Staring death in the face
Asked what lesson he had learned from the experience, Quinones said: “While COVID-19 can be defeated with the right attitude and motivation, make sure to have medical supplies on board and support from the company. No captain is prepared to undergo such an ordeal. My experience was a realization that life is vulnerable. But it made me more resilient, and more ready to face my new ship assignment.”
According to Quiñones, seafarers must be vaccinated at all costs before joining a vessel, including those who are already on board, to protect them against the viral disease and prevent severe symptoms like what happened to his two officers.

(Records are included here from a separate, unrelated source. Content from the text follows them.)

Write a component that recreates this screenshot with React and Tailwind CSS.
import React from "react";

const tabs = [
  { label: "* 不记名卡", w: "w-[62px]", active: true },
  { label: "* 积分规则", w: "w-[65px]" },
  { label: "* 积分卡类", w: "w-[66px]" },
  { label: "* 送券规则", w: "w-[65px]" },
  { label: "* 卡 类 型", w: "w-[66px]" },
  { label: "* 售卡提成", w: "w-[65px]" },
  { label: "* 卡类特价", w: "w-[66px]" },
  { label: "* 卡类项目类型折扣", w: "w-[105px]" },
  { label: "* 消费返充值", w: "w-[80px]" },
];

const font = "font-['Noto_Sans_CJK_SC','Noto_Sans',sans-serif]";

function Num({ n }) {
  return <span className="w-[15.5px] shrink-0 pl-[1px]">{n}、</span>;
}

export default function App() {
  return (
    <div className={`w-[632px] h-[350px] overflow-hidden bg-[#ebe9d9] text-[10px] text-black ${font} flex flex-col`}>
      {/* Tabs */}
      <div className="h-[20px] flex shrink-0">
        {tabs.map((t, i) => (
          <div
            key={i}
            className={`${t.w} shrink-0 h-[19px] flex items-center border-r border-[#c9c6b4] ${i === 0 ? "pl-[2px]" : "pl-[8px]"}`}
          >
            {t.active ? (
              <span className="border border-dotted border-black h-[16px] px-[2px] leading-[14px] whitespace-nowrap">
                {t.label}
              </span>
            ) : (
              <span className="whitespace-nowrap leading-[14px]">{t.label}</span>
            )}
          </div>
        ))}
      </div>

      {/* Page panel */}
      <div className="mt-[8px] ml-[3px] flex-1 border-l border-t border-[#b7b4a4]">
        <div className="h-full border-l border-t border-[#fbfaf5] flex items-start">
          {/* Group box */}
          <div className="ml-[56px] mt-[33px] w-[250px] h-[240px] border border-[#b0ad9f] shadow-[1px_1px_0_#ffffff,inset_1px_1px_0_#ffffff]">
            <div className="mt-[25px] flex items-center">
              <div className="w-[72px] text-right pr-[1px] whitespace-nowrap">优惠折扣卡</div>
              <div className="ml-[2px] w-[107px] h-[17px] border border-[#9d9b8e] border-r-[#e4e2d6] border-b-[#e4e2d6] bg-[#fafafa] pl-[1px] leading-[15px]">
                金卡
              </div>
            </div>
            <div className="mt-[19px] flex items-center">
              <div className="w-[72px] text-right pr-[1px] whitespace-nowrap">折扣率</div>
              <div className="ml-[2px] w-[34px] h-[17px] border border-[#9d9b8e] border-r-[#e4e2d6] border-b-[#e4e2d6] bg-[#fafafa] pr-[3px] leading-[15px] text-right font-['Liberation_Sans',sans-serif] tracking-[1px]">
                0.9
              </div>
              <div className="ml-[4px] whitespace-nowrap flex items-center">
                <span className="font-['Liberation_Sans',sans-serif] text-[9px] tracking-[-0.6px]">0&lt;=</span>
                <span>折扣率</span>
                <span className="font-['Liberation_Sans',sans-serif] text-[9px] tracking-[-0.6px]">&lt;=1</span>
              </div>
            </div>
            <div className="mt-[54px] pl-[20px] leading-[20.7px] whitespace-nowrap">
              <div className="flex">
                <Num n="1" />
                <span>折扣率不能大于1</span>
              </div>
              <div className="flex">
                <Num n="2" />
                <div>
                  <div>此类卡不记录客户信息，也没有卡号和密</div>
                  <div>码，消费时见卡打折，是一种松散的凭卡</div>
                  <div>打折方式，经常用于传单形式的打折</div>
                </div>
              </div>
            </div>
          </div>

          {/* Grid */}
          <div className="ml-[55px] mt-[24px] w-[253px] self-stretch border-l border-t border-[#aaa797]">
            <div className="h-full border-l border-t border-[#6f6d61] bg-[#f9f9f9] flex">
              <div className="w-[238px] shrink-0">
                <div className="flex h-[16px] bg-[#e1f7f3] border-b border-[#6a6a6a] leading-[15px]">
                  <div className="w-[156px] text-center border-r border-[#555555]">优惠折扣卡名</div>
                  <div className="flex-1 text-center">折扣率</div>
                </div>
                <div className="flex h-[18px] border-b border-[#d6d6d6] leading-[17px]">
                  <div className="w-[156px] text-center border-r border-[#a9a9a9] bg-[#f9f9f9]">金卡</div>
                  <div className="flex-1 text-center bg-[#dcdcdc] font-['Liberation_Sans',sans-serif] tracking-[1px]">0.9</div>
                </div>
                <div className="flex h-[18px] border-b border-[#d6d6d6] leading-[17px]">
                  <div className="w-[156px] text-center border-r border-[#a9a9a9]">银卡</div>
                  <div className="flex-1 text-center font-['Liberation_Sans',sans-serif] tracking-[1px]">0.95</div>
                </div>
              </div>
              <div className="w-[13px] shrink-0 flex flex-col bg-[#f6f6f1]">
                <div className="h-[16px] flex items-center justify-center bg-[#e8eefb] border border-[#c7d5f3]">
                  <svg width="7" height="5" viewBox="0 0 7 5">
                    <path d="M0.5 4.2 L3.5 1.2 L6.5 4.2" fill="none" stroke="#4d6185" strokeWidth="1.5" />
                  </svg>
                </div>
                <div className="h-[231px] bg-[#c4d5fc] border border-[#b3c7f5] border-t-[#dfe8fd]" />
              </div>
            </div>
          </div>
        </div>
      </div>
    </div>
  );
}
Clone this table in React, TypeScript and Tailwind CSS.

“All the companies in the maritime industry must make an effort to provide vaccination. Also, owners, ship managers, charterers, agents, and port authorities must work together to implement a no-contact (face-to-face) clearance of a vessel at the port,” Quiñones said.
He is thankful to his crew for the support and cooperation they rendered during those fateful days at sea.
“Surely, the camaraderie we built onboard helped us get through this perilous episode of our life. Now, we will be a team of more resilient, determined and responsible modern-day seafarers ready for any challenges.”